Why focus exclusively on consumer brands? Our best deals had been branded consumer product companies. We looked for those companies that were building enormous good will with their customers through one-to-one marketing and great products. In the old days, companies just used catalogs but e-commerce changed everything.
Why not add other investment silos? We are focused and disciplined. We are very ROI (return-on-investment) investors and very much growth investors. We are a low risk, higher return investor. The way you get high returns without taking a lot of risk is to be a growth equity investor so you don’t need the leverage. Growth investors have longer hold periods and so we are not raising funds as often. We end up on a slower fundraising cycle than many of our peers, which suits our style.
When you’re returning investors two times their money every two years, investors say, Gee, you’re good. How would you like to do more? Then investors say, You’ve done so well, how about investing in another asset class?
With our strategy, we return five times their money in five years, which is much slower. But the model has worked for us.
How do you find companies for your portfolio? It’s a needle-in-a-haystack strategy. It takes discipline and it takes looking at a lot of businesses until we find ones that fit our expertise. It’s very hard to find. We do one or two deals per year.

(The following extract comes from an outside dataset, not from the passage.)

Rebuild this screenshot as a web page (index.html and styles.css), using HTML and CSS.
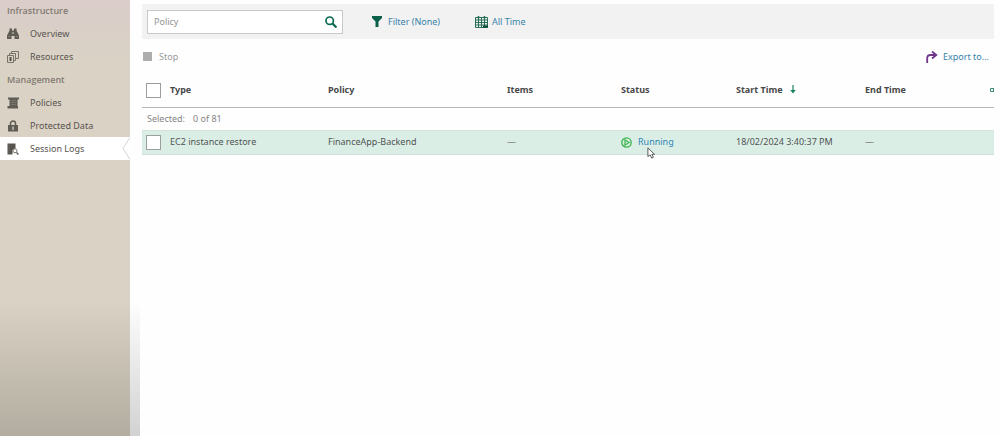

Zoes Kitchen, for example, was a very small business that had 15 (restaurants) based in Birmingham, Ala. The food is Mediterranean with a Southern twist. We visited the restaurants. We liked the food, liked the environment, liked the feel of it but that was not enough. We did the (market) research and it got an MPS (motivating potential score, which measures customer satisfaction) in the 90s. (We thought:) Oh my gosh, that is really high, it must be wrong. We did it again and it came back again in the 90s. The market research company said they saw that kind of score two other times: at Starbucks and In-N-Out Burger, but no other restaurant concept. Customers love it. It was (a smaller company) than what we like. We have now opened our 62nd store.